What is required –
Transcribe the lines below verbatim, skipping the images.

Collected material –
__________________________________________________
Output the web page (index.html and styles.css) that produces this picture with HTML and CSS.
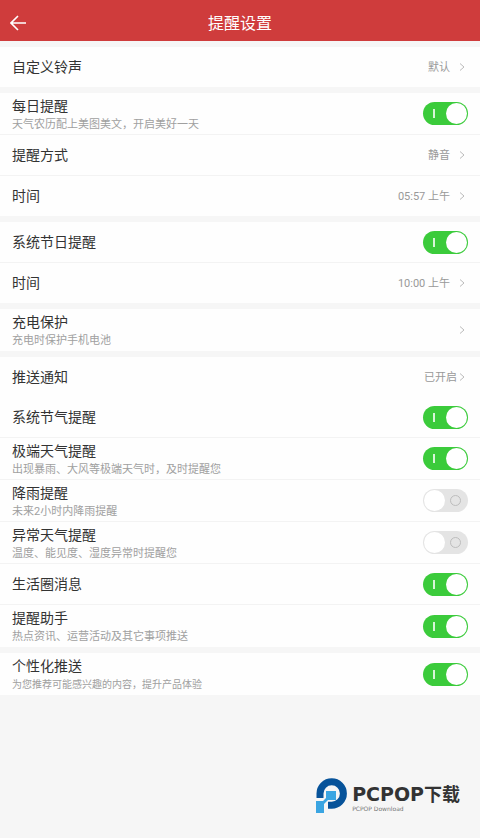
FILE: index.html
```html
<!DOCTYPE html>
<html lang="zh-CN">
<head>
<meta charset="utf-8">
<meta name="viewport" content="width=device-width, initial-scale=1">
<title>提醒设置</title>
<link rel="stylesheet" href="styles.css">
</head>
<body>
<header class="bar">
  <button class="back" type="button" aria-label="返回">
    <svg width="16" height="16" viewBox="0 0 16 16"><path d="M8 1 1 8l7 7M1 8h15"/></svg>
  </button>
  <h1 class="bar-title">提醒设置</h1>
</header>
<main class="groups">
  <section class="group">
    <a class="row" href="#"><span class="name">自定义铃声</span><span class="value">默认</span><svg class="chevron" viewBox="0 0 6 8"><path d="M1 0.500 5 4 1 7.500"/></svg></a>
  </section>
  <section class="group">
    <label class="row tall"><span class="text"><span class="name">每日提醒</span><span class="note">天气农历配上美图美文，开启美好一天</span></span><input class="switch" type="checkbox" checked></label>
    <a class="row" href="#"><span class="name">提醒方式</span><span class="value">静音</span><svg class="chevron" viewBox="0 0 6 8"><path d="M1 0.500 5 4 1 7.500"/></svg></a>
    <a class="row" href="#"><span class="name">时间</span><span class="value">05:57 上午</span><svg class="chevron" viewBox="0 0 6 8"><path d="M1 0.500 5 4 1 7.500"/></svg></a>
  </section>
  <section class="group">
    <label class="row"><span class="name">系统节日提醒</span><input class="switch" type="checkbox" checked></label>
    <a class="row" href="#"><span class="name">时间</span><span class="value">10:00 上午</span><svg class="chevron" viewBox="0 0 6 8"><path d="M1 0.500 5 4 1 7.500"/></svg></a>
  </section>
  <section class="group">
    <a class="row tall" href="#"><span class="text"><span class="name">充电保护</span><span class="note">充电时保护手机电池</span></span><svg class="chevron" viewBox="0 0 6 8"><path d="M1 0.500 5 4 1 7.500"/></svg></a>
  </section>
  <section class="group">
    <a class="row plain" href="#"><span class="name">推送通知</span><span class="value close">已开启</span><svg class="chevron" viewBox="0 0 6 8"><path d="M1 0.500 5 4 1 7.500"/></svg></a>
    <label class="row"><span class="name">系统节气提醒</span><input class="switch" type="checkbox" checked></label>
    <label class="row tall"><span class="text"><span class="name">极端天气提醒</span><span class="note">出现暴雨、大风等极端天气时，及时提醒您</span></span><input class="switch" type="checkbox" checked></label>
    <label class="row tall"><span class="text"><span class="name">降雨提醒</span><span class="note">未来2小时内降雨提醒</span></span><input class="switch" type="checkbox"></label>
    <label class="row tall"><span class="text"><span class="name">异常天气提醒</span><span class="note">温度、能见度、湿度异常时提醒您</span></span><input class="switch" type="checkbox"></label>
    <label class="row"><span class="name">生活圈消息</span><input class="switch" type="checkbox" checked></label>
    <label class="row tall"><span class="text"><span class="name">提醒助手</span><span class="note">热点资讯、运营活动及其它事项推送</span></span><input class="switch" type="checkbox" checked></label>
  </section>
  <section class="group">
    <label class="row tall"><span class="text"><span class="name">个性化推送</span><span class="note small">为您推荐可能感兴趣的内容，提升产品体验</span></span><input class="switch" type="checkbox" checked></label>
  </section>
</main>
<footer class="brand">
  <svg class="brand-mark" width="32" height="36" viewBox="0 0 32 36">
    <path class="ring" d="M4 20V15.500A11.700 11.700 0 1 1 15.700 27.200H12"/>
    <path class="pixels" d="M10 13h10v9h-8l-4 4v9H0V23h7l3-3z"/>
  </svg>
  <div class="brand-text">
    <span class="brand-name"><span class="brand-latin">PCPOP</span>下载</span>
    <span class="brand-sub">PCPOP Download</span>
  </div>
</footer>
</body>
</html>
```

FILE: styles.css
```css
* {
  box-sizing: border-box;
}

body {
  margin: 0;
  min-height: 100vh;
  display: flex;
  flex-direction: column;
  background: #f6f6f6;
  color: #333;
  font-family: Roboto, "Noto Sans CJK SC", sans-serif;
}

.bar {
  display: grid;
  grid-template-columns: 48px 1fr 48px;
  align-items: center;
  height: 41px;
  padding-top: 4px;
  background: #cf3c3c;
  color: #fff;
}

.back {
  display: flex;
  padding: 0 0 0 10px;
  border: 0;
  background: none;
}

.back svg {
  fill: none;
  stroke: #fff;
  stroke-width: 1.6;
}

.bar-title {
  margin: 0;
  padding-top: 2px;
  font-size: 16px;
  font-weight: 400;
  line-height: 24px;
  text-align: center;
}

.groups {
  display: flex;
  flex-direction: column;
  gap: 6px;
  padding-top: 6px;
}

.group {
  background: #fefefe;
}

.row {
  display: flex;
  align-items: center;
  min-height: 41px;
  padding: 0 12px;
  border-bottom: 1px solid #f3f3f3;
  color: inherit;
  text-decoration: none;
}

.row.plain,
.row:last-child {
  min-height: 40px;
  border-bottom: 0;
}

.row.tall {
  min-height: 42px;
}

.text {
  display: flex;
  flex-direction: column;
  padding-top: 2px;
}

.name {
  font-size: 14px;
  line-height: 20px;
}

.note {
  color: #a0a0a0;
  font-size: 11px;
  line-height: 18px;
}

.note.small {
  font-size: 10px;
}

.value {
  margin: 0 9px 0 auto;
  padding-top: 2px;
  color: #999;
  font-size: 11px;
  line-height: 20px;
}

.value.close {
  margin-right: 2px;
}

.chevron {
  width: 6px;
  height: 8px;
  margin: 0 3px 0 0;
  fill: none;
  stroke: #bbb;
}

.text + .chevron {
  margin-left: auto;
}

.switch {
  appearance: none;
  display: flex;
  align-items: center;
  justify-content: space-between;
  flex: none;
  width: 45px;
  height: 23px;
  margin: 0 0 0 auto;
  padding: 0 7px 0 1px;
  border-radius: 12px;
  background: #e4e4e4;
}

.switch::before,
.switch::after {
  content: "";
  border-radius: 50%;
}

.switch::before {
  width: 21px;
  height: 21px;
  background: #fff;
}

.switch::after {
  width: 9px;
  height: 9px;
  border: 1px solid #bdbdbd;
}

.switch:checked {
  flex-direction: row-reverse;
  padding: 0 1px 0 10px;
  background: #3bcb3b;
}

.switch:checked::after {
  width: 2px;
  border: 0;
  border-radius: 0;
  background: #d8f5d8;
}

.brand {
  display: flex;
  align-items: flex-start;
  gap: 4px;
  margin: auto 20px 24px auto;
}

.brand-mark .ring {
  fill: none;
  stroke: #07539a;
  stroke-width: 7;
}

.brand-mark .pixels {
  fill: #3aa5e2;
}

.brand-text {
  display: flex;
  flex-direction: column;
  padding-top: 6px;
}

.brand-name {
  font-family: "DejaVu Sans", "Noto Sans CJK SC", sans-serif;
  font-size: 18px;
  font-weight: 700;
  line-height: 20px;
}

.brand-latin {
  font-size: 19px;
}

.brand-sub {
  color: #777;
  font-family: "DejaVu Sans", sans-serif;
  font-size: 6px;
  line-height: 8px;
}
```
__________________________________________________
Response for this exercise –
Output the web page (index.html and styles.css) that produces this picture with HTML and CSS.
FILE: index.html
```html
<!DOCTYPE html>
<html lang="zh-CN">
<head>
<meta charset="utf-8">
<meta name="viewport" content="width=device-width, initial-scale=1">
<title>提醒设置</title>
<link rel="stylesheet" href="styles.css">
</head>
<body>
<header class="bar">
  <button class="back" type="button" aria-label="返回">
    <svg width="16" height="16" viewBox="0 0 16 16"><path d="M8 1 1 8l7 7M1 8h15"/></svg>
  </button>
  <h1 class="bar-title">提醒设置</h1>
</header>
<main class="groups">
  <section class="group">
    <a class="row" href="#"><span class="name">自定义铃声</span><span class="value">默认</span><svg class="chevron" viewBox="0 0 6 8"><path d="M1 0.500 5 4 1 7.500"/></svg></a>
  </section>
  <section class="group">
    <label class="row tall"><span class="text"><span class="name">每日提醒</span><span class="note">天气农历配上美图美文，开启美好一天</span></span><input class="switch" type="checkbox" checked></label>
    <a class="row" href="#"><span class="name">提醒方式</span><span class="value">静音</span><svg class="chevron" viewBox="0 0 6 8"><path d="M1 0.500 5 4 1 7.500"/></svg></a>
    <a class="row" href="#"><span class="name">时间</span><span class="value">05:57 上午</span><svg class="chevron" viewBox="0 0 6 8"><path d="M1 0.500 5 4 1 7.500"/></svg></a>
  </section>
  <section class="group">
    <label class="row"><span class="name">系统节日提醒</span><input class="switch" type="checkbox" checked></label>
    <a class="row" href="#"><span class="name">时间</span><span class="value">10:00 上午</span><svg class="chevron" viewBox="0 0 6 8"><path d="M1 0.500 5 4 1 7.500"/></svg></a>
  </section>
  <section class="group">
    <a class="row tall" href="#"><span class="text"><span class="name">充电保护</span><span class="note">充电时保护手机电池</span></span><svg class="chevron" viewBox="0 0 6 8"><path d="M1 0.500 5 4 1 7.500"/></svg></a>
  </section>
  <section class="group">
    <a class="row plain" href="#"><span class="name">推送通知</span><span class="value close">已开启</span><svg class="chevron" viewBox="0 0 6 8"><path d="M1 0.500 5 4 1 7.500"/></svg></a>
    <label class="row"><span class="name">系统节气提醒</span><input class="switch" type="checkbox" checked></label>
    <label class="row tall"><span class="text"><span class="name">极端天气提醒</span><span class="note">出现暴雨、大风等极端天气时，及时提醒您</span></span><input class="switch" type="checkbox" checked></label>
    <label class="row tall"><span class="text"><span class="name">降雨提醒</span><span class="note">未来2小时内降雨提醒</span></span><input class="switch" type="checkbox"></label>
    <label class="row tall"><span class="text"><span class="name">异常天气提醒</span><span class="note">温度、能见度、湿度异常时提醒您</span></span><input class="switch" type="checkbox"></label>
    <label class="row"><span class="name">生活圈消息</span><input class="switch" type="checkbox" checked></label>
    <label class="row tall"><span class="text"><span class="name">提醒助手</span><span class="note">热点资讯、运营活动及其它事项推送</span></span><input class="switch" type="checkbox" checked></label>
  </section>
  <section class="group">
    <label class="row tall"><span class="text"><span class="name">个性化推送</span><span class="note small">为您推荐可能感兴趣的内容，提升产品体验</span></span><input class="switch" type="checkbox" checked></label>
  </section>
</main>
<footer class="brand">
  <svg class="brand-mark" width="32" height="36" viewBox="0 0 32 36">
    <path class="ring" d="M4 20V15.500A11.700 11.700 0 1 1 15.700 27.200H12"/>
    <path class="pixels" d="M10 13h10v9h-8l-4 4v9H0V23h7l3-3z"/>
  </svg>
  <div class="brand-text">
    <span class="brand-name"><span class="brand-latin">PCPOP</span>下载</span>
    <span class="brand-sub">PCPOP Download</span>
  </div>
</footer>
</body>
</html>
```

FILE: styles.css
```css
* {
  box-sizing: border-box;
}

body {
  margin: 0;
  min-height: 100vh;
  display: flex;
  flex-direction: column;
  background: #f6f6f6;
  color: #333;
  font-family: Roboto, "Noto Sans CJK SC", sans-serif;
}

.bar {
  display: grid;
  grid-template-columns: 48px 1fr 48px;
  align-items: center;
  height: 41px;
  padding-top: 4px;
  background: #cf3c3c;
  color: #fff;
}

.back {
  display: flex;
  padding: 0 0 0 10px;
  border: 0;
  background: none;
}

.back svg {
  fill: none;
  stroke: #fff;
  stroke-width: 1.6;
}

.bar-title {
  margin: 0;
  padding-top: 2px;
  font-size: 16px;
  font-weight: 400;
  line-height: 24px;
  text-align: center;
}

.groups {
  display: flex;
  flex-direction: column;
  gap: 6px;
  padding-top: 6px;
}

.group {
  background: #fefefe;
}

.row {
  display: flex;
  align-items: center;
  min-height: 41px;
  padding: 0 12px;
  border-bottom: 1px solid #f3f3f3;
  color: inherit;
  text-decoration: none;
}

.row.plain,
.row:last-child {
  min-height: 40px;
  border-bottom: 0;
}

.row.tall {
  min-height: 42px;
}

.text {
  display: flex;
  flex-direction: column;
  padding-top: 2px;
}

.name {
  font-size: 14px;
  line-height: 20px;
}

.note {
  color: #a0a0a0;
  font-size: 11px;
  line-height: 18px;
}

.note.small {
  font-size: 10px;
}

.value {
  margin: 0 9px 0 auto;
  padding-top: 2px;
  color: #999;
  font-size: 11px;
  line-height: 20px;
}

.value.close {
  margin-right: 2px;
}

.chevron {
  width: 6px;
  height: 8px;
  margin: 0 3px 0 0;
  fill: none;
  stroke: #bbb;
}

.text + .chevron {
  margin-left: auto;
}

.switch {
  appearance: none;
  display: flex;
  align-items: center;
  justify-content: space-between;
  flex: none;
  width: 45px;
  height: 23px;
  margin: 0 0 0 auto;
  padding: 0 7px 0 1px;
  border-radius: 12px;
  background: #e4e4e4;
}

.switch::before,
.switch::after {
  content: "";
  border-radius: 50%;
}

.switch::before {
  width: 21px;
  height: 21px;
  background: #fff;
}

.switch::after {
  width: 9px;
  height: 9px;
  border: 1px solid #bdbdbd;
}

.switch:checked {
  flex-direction: row-reverse;
  padding: 0 1px 0 10px;
  background: #3bcb3b;
}

.switch:checked::after {
  width: 2px;
  border: 0;
  border-radius: 0;
  background: #d8f5d8;
}

.brand {
  display: flex;
  align-items: flex-start;
  gap: 4px;
  margin: auto 20px 24px auto;
}

.brand-mark .ring {
  fill: none;
  stroke: #07539a;
  stroke-width: 7;
}

.brand-mark .pixels {
  fill: #3aa5e2;
}

.brand-text {
  display: flex;
  flex-direction: column;
  padding-top: 6px;
}

.brand-name {
  font-family: "DejaVu Sans", "Noto Sans CJK SC", sans-serif;
  font-size: 18px;
  font-weight: 700;
  line-height: 20px;
}

.brand-latin {
  font-size: 19px;
}

.brand-sub {
  color: #777;
  font-family: "DejaVu Sans", sans-serif;
  font-size: 6px;
  line-height: 8px;
}
```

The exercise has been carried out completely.